What you are asked to do: Extract the lines from the start through the line that holds "React.ReactNode; label: string;", both included, omitting all images.

----

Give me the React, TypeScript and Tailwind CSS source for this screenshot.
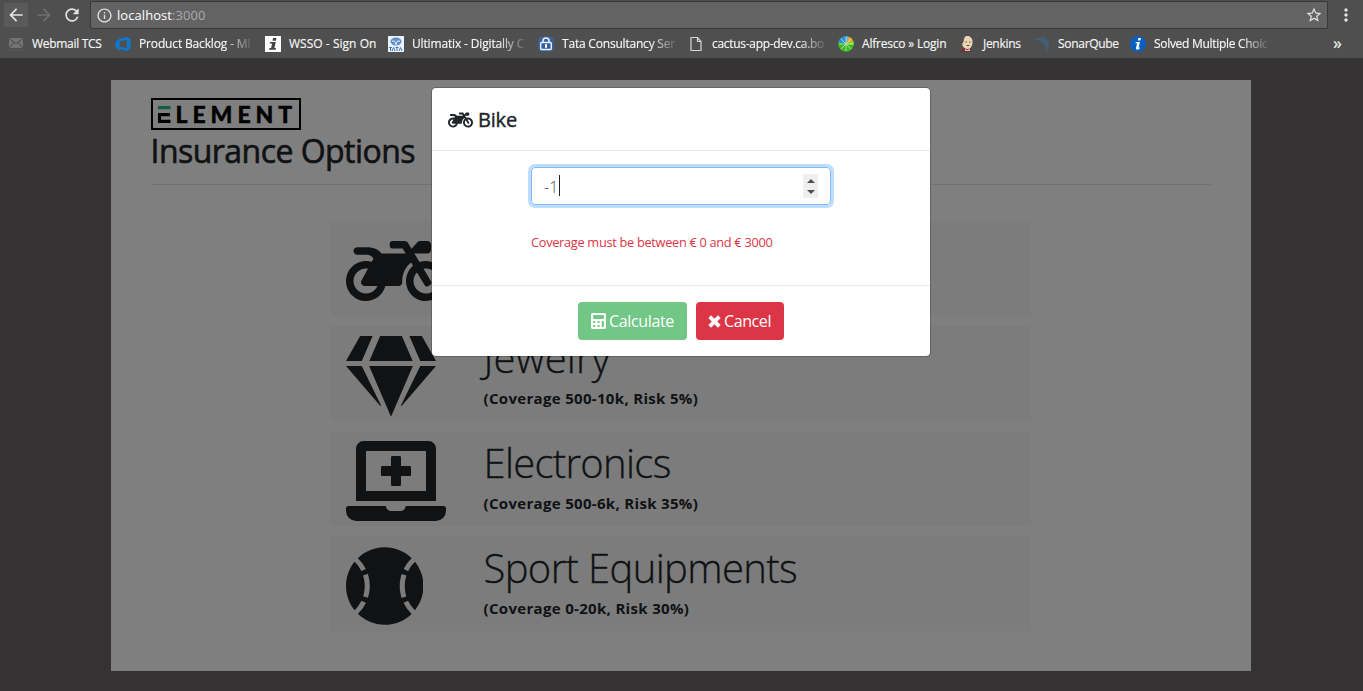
import React from 'react';
import { FaMotorcycle, FaGem, FaLaptopMedical, FaBaseballBall, FaCalculator } from 'react-icons/fa';
import { MdArrowBack, MdArrowForward, MdRefresh, MdInfoOutline, MdStarBorder, MdMoreVert } from 'react-icons/md';

type BookmarkProps = { icon: React.ReactNode; label: string; width: string; fade?: boolean; tracking?: string };

function Bookmark({ icon, label, width, fade, tracking = 'tracking-[-0.3px]' }: BookmarkProps) {
  return (
    <div className={`flex h-full shrink-0 items-center gap-2 ${width}`}>
      <span className="flex h-4 w-4 shrink-0 items-center justify-center">{icon}</span>
      <span className={`whitespace-nowrap text-[12px] leading-4 text-[#f6f6f6] [-webkit-text-stroke:0.15px_#f6f6f6] ${tracking} ${fade ? '[mask-image:linear-gradient(to_right,black_calc(100%_-_26px),rgb(0_0_0/0.15)_100%)]' : ''}`}>
        {label}
      </span>
    </div>
  );
}

function MailIcon() {
  return (
    <svg width="16" height="16" viewBox="0 0 16 16">
      <rect x="1" y="2" width="14" height="10" fill="#747474" />
      <path d="M1 2.500l7 5 7-5M1 12l5-5.500M15 12l-5-5.500" stroke="#484848" fill="none" />
      <path d="M1 14h14" stroke="#5f5f5f" />
    </svg>
  );
}

function AzureIcon() {
  return (
    <svg width="17" height="16" viewBox="0 0 17 16">
      <path d="M.5 5.500L5 2.500 12 .5l4.500 2v10L13 15.500 5 13.500v2L.5 11zM5 5v6l7.500 1.500V3.500z" fill="#0e78cf" fillRule="evenodd" />
    </svg>
  );
}

function InfoSquareIcon() {
  return (
    <svg width="16" height="16" viewBox="0 0 16 16">
      <rect width="16" height="16" fill="#fff" />
      <path d="M8 2h3.500l-.6 2.700H7.500zM5 6h5.800L9.400 12H11l-.4 1.700H4L4.500 12h1.700L7 7.600H4.700z" fill="#444" />
    </svg>
  );
}

function TataIcon() {
  return (
    <svg width="16" height="16" viewBox="0 0 16 16">
      <rect width="16" height="16" fill="#e9f1fb" />
      <ellipse cx="8" cy="5.500" rx="5.500" ry="4" fill="#5f8fc9" />
      <path d="M4 5.500c2.500-1.500 3.500 0 3.500 3M12 5.500c-2.500-1.500-3.500 0-3.500 3" stroke="#fff" fill="none" />
      <path d="M1 11.500h3M2.500 11.500v3.500M4 15l1.500-3.500L7 15M7.500 11.500h3M9 11.500v3.500M11 15l1.500-3.500L14 15" stroke="#4578b8" fill="none" />
    </svg>
  );
}

function LockIcon() {
  return (
    <svg width="16" height="16" viewBox="0 0 16 16">
      <rect x=".5" y=".5" width="15" height="15" rx="4" fill="#3d639f" />
      <path d="M5 6.500V5a3 3 0 016 0v1.500" stroke="#e8f0fc" strokeWidth="1.500" fill="none" />
      <rect x="2.700" y="6.500" width="10.600" height="7" rx="1" fill="#315f9f" stroke="#e8f0fc" strokeWidth="1.400" />
      <path d="M8 8.300v3.400" stroke="#fff" strokeWidth="2" />
    </svg>
  );
}

function PageIcon() {
  return (
    <svg width="16" height="16" viewBox="0 0 16 16">
      <path d="M3 1.500h6.500l3.500 4v9H3zM9.500 1.500v4H13" stroke="#d8d8d8" strokeWidth="1.200" fill="none" />
    </svg>
  );
}

function AlfrescoIcon() {
  return (
    <svg width="16" height="16" viewBox="0 0 16 16">
      <circle cx="8" cy="8" r="7.800" fill="#3fba25" />
      <path d="M8 8L.4 6.500A7.800 7.800 0 018 .2z" fill="#2e8fe0" />
      <path d="M8 8V.2a7.800 7.800 0 013 .6z" fill="#59b5f0" />
      <path d="M8 8l3-7.200a7.800 7.800 0 014 3.700z" fill="#f5a623" />
      <path d="M8 8l7-3.500a7 7 0 01.6 4.500z" fill="#8fd638" />
      <path d="M8 1v14M1 8h14M3 3l10 10M13 3L3 13" stroke="#c9f0c0" strokeWidth=".7" />
    </svg>
  );
}

function JenkinsIcon() {
  return (
    <svg width="16" height="16" viewBox="0 0 16 16">
      <path d="M1 16l3-4h7l3 4z" fill="#7a2f32" />
      <path d="M3 6c0-4 2.500-6 5.500-6S13.500 2.500 13.500 6s-1.500 7-5 7S3 10 3 6z" fill="#ecd5b5" />
      <path d="M3 8C2 3 4 1 6.500 .3 4.800 2.500 5 4 4.500 6z" fill="#5d4c42" />
      <path d="M6.500 6H8M10 6h1.500M7.500 9.500h3" stroke="#6b4a3a" />
      <path d="M6 13l2.500 1L11 12.500V15H6z" fill="#c9c5c5" />
    </svg>
  );
}

function SonarIcon() {
  return (
    <svg width="16" height="16" viewBox="0 0 16 16">
      <path d="M1 3c7 0 12 5 12 12M5 2c5 1.500 8.500 5 9.500 10M9 1.500c3 1.300 4.700 3.500 5.500 6" stroke="#386a8e" strokeWidth="1.100" fill="none" />
    </svg>
  );
}

function InfoCircleIcon() {
  return (
    <svg width="16" height="16" viewBox="0 0 16 16">
      <circle cx="8" cy="8" r="8" fill="#0b5fc0" />
      <path d="M8.400 2h2.500l-.5 2.500H7.900zM5.800 6h4.100l-1.300 6 1.500-.7-.3 1.300c-1.700 1.600-4.200 1.500-3.800-.5L7.100 7.300H5.600z" fill="#fff" />
    </svg>
  );
}

function BrowserBar() {
  return (
    <header className="flex h-[59px] flex-col border-b border-[#383838] bg-[#4f4f4f]">
      <div className="flex h-[29px] items-center">
        <div className="ml-1 flex h-6 w-6 items-center justify-center bg-[#595959] text-[#e4e4e4]">
          <MdArrowBack size={20} />
        </div>
        <div className="ml-1 flex h-6 w-6 items-center justify-center text-[#707070]">
          <MdArrowForward size={20} />
        </div>
        <div className="ml-1 flex h-6 w-6 items-center justify-center text-[#e4e4e4]">
          <MdRefresh size={20} />
        </div>
        <div className="ml-1.5 mt-px flex h-7 w-[1238px] items-center rounded-[2px] border border-[#383838] bg-[#636363] pl-[5px] pr-1">
          <MdInfoOutline size={17} className="text-[#dedede]" />
          <span className="ml-1 pt-px text-[13px] tracking-[0.060px] text-white">
            localhost<span className="text-[#aaaaaa]">:3000</span>
          </span>
          <MdStarBorder size={18} className="ml-auto text-[#e4e4e4]" />
        </div>
        <MdMoreVert size={20} className="ml-2 text-[#e4e4e4]" />
      </div>
      <nav className="flex h-[29px] items-center pl-2">
        <Bookmark icon={<MailIcon />} label="Webmail TCS" width="w-[107px]" />
        <Bookmark icon={<AzureIcon />} label="Product Backlog - Mi" width="w-[150px]" fade tracking="tracking-[-0.150px]" />
        <Bookmark icon={<InfoSquareIcon />} label="WSSO - Sign On" width="w-[123px]" tracking="tracking-[0.03px]" />
        <Bookmark icon={<TataIcon />} label="Ultimatix - Digitally C" width="w-[150px]" fade tracking="tracking-[-0.150px]" />
        <Bookmark icon={<LockIcon />} label="Tata Consultancy Ser" width="w-[150px]" fade tracking="tracking-[-0.200px]" />
        <Bookmark icon={<PageIcon />} label="cactus-app-dev.ca.bo" width="w-[150px]" fade />
        <Bookmark icon={<AlfrescoIcon />} label="Alfresco » Login" width="w-[121px]" tracking="tracking-[-0.2px]" />
        <Bookmark icon={<JenkinsIcon />} label="Jenkins" width="w-[75px]" />
        <Bookmark icon={<SonarIcon />} label="SonarQube" width="w-[96px]" />
        <Bookmark icon={<InfoCircleIcon />} label="Solved Multiple Choic" width="w-[148px]" fade />
        <span className="ml-auto mr-[21px] pb-0.5 text-[16px] font-semibold text-[#e4e4e4]">»</span>
      </nav>
    </header>
  );
}

function ElementLogo() {
  return (
    <div className="flex h-8 w-[150px] items-center border-2 border-black pl-[5px]">
      <svg width="13" height="17" viewBox="0 0 13 17">
        <path d="M0 0h12.500v3.300H0z" fill="#24bf91" />
        <path d="M0 7h12v3.300H3V13.700h9.500V17H0z" fill="#000" />
      </svg>
      <span className="ml-[5px] whitespace-nowrap font-['Lato'] text-[23px] font-black leading-7 tracking-[4.950px] text-black [-webkit-text-stroke:0.4px_black]">LEMENT</span>
    </div>
  );
}

type OptionProps = { icon: React.ReactNode; title: string; detail: string; titleTracking?: string };

function InsuranceOption({ icon, title, detail, titleTracking = 'tracking-[-0.640px]' }: OptionProps) {
  return (
    <li className="flex h-[95px] w-[700px] bg-[#f8f9fa] pl-[15px]">
      <div className="flex h-full w-[138px] shrink-0 items-center pt-[5px]">{icon}</div>
      <div className="pt-2">
        <h2 className={`whitespace-nowrap text-[40px] font-light leading-[48px] [-webkit-text-stroke:0.3px_#212529] ${titleTracking}`}>{title}</h2>
        <p className="mt-1 whitespace-nowrap text-[15px] font-bold leading-6 tracking-[0.320px]">{detail}</p>
      </div>
    </li>
  );
}

function OptionsPage() {
  return (
    <main className="mx-auto mt-[21px] h-[591px] w-[1140px] bg-white px-10 pt-[18px] text-[#212529]">
      <ElementLogo />
      <h1 className="mt-0.5 whitespace-nowrap text-[32px] font-medium leading-[38px] tracking-[-0.540px] [-webkit-text-stroke:0.6px_#212529]">Insurance Options</h1>
      <div className="mt-3.5 border-t border-black/10" />
      <ul className="mt-9 ml-[180px] flex flex-col gap-2.5">
        <InsuranceOption icon={<FaMotorcycle className="h-20 w-[100px]" />} title="Bike" detail="(Coverage 0-3k, Risk 30%)" />
        <InsuranceOption icon={<FaGem className="h-20 w-[90px]" />} title="Jewelry" detail="(Coverage 500-10k, Risk 5%)" titleTracking="tracking-[0.150px]" />
        <InsuranceOption icon={<FaLaptopMedical className="h-20 w-[100px]" />} title="Electronics" detail="(Coverage 500-6k, Risk 35%)" titleTracking="tracking-[-0.700px]" />
        <InsuranceOption icon={<FaBaseballBall className="h-20 w-[77.500px]" />} title="Sport Equipments" detail="(Coverage 0-20k, Risk 30%)" />
      </ul>
    </main>
  );
}

function CoverageDialog() {
  return (
    <section role="dialog" className="mt-[28px] flex h-[270px] w-[500px] flex-col rounded-[5px] border border-black/20 bg-white bg-clip-padding text-[#212529]">
      <header className="flex h-[63px] items-center border-b border-[#e9ecef] px-4">
        <FaMotorcycle className="mt-px h-5 w-[25px]" />
        <h5 className="ml-[5px] mt-0.5 text-[20px] font-medium tracking-[-0.200px] [-webkit-text-stroke:0.4px_#212529]">Bike</h5>
      </header>
      <div className="h-[135px] border-b border-[#e9ecef] px-[99px] pt-4">
        <div className="flex h-[38px] w-[300px] items-center rounded border border-[#80bdff] px-3 text-[16px] text-[#495057] shadow-[0_0_0_3px_rgba(0,123,255,0.25)]">
          <span className="pt-px font-light">-1</span>
          <span className="mb-0.5 ml-px h-[21px] w-px bg-[#222]" />
          <span className="ml-auto flex h-6 w-[15px] flex-col items-center justify-center gap-[7px] bg-[#eee]">
            <svg width="8" height="4" viewBox="0 0 8 4"><path d="M0 4l4-4 4 4z" fill="#505050" /></svg>
            <svg width="8" height="4" viewBox="0 0 8 4"><path d="M0 0l4 4 4-4z" fill="#505050" /></svg>
          </span>
        </div>
        <p className="mt-[27px] whitespace-nowrap text-[12.800px] leading-5 tracking-[-0.310px] text-[#dc3545]">Coverage must be between € 0 and € 3000</p>
      </div>
      <footer className="flex flex-1 items-center justify-center gap-[9px]">
        <button className="flex h-[38px] w-[109px] items-center rounded bg-[#72c686] pl-[13px] text-[16px] text-white">
          <FaCalculator className="h-4 w-[15px]" preserveAspectRatio="none" />
          <span className="ml-[3px] tracking-[-0.350px]">Calculate</span>
        </button>
        <button className="flex h-[38px] w-[88px] items-center rounded bg-[#dc3545] pl-3 text-[16px] text-white">
          <svg width="13" height="13" viewBox="0 0 13 13"><path d="M1.700 1.700l9.600 9.600M11.300 1.700l-9.600 9.600" stroke="#fff" strokeWidth="3.800" /></svg>
          <span className="ml-[3px] tracking-[-0.400px]">Cancel</span>
        </button>
      </footer>
    </section>
  );
}

export default function App() {
  return (
    <div className="h-[691px] w-[1363px] overflow-hidden bg-[#696566] font-['Open_Sans','Noto_Sans',sans-serif]">
      <BrowserBar />
      <div className="relative h-[632px] overflow-hidden pl-px pr-[3px]">
        <OptionsPage />
        <div className="absolute inset-0 flex items-start justify-center bg-black/50 pr-px">
          <CoverageDialog />
        </div>
      </div>
    </div>
  );
}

----

Answer below:
Give me the React, TypeScript and Tailwind CSS source for this screenshot.
import React from 'react';
import { FaMotorcycle, FaGem, FaLaptopMedical, FaBaseballBall, FaCalculator } from 'react-icons/fa';
import { MdArrowBack, MdArrowForward, MdRefresh, MdInfoOutline, MdStarBorder, MdMoreVert } from 'react-icons/md';

type BookmarkProps = { icon: React.ReactNode; label: string; width: string; fade?: boolean; tracking?: string };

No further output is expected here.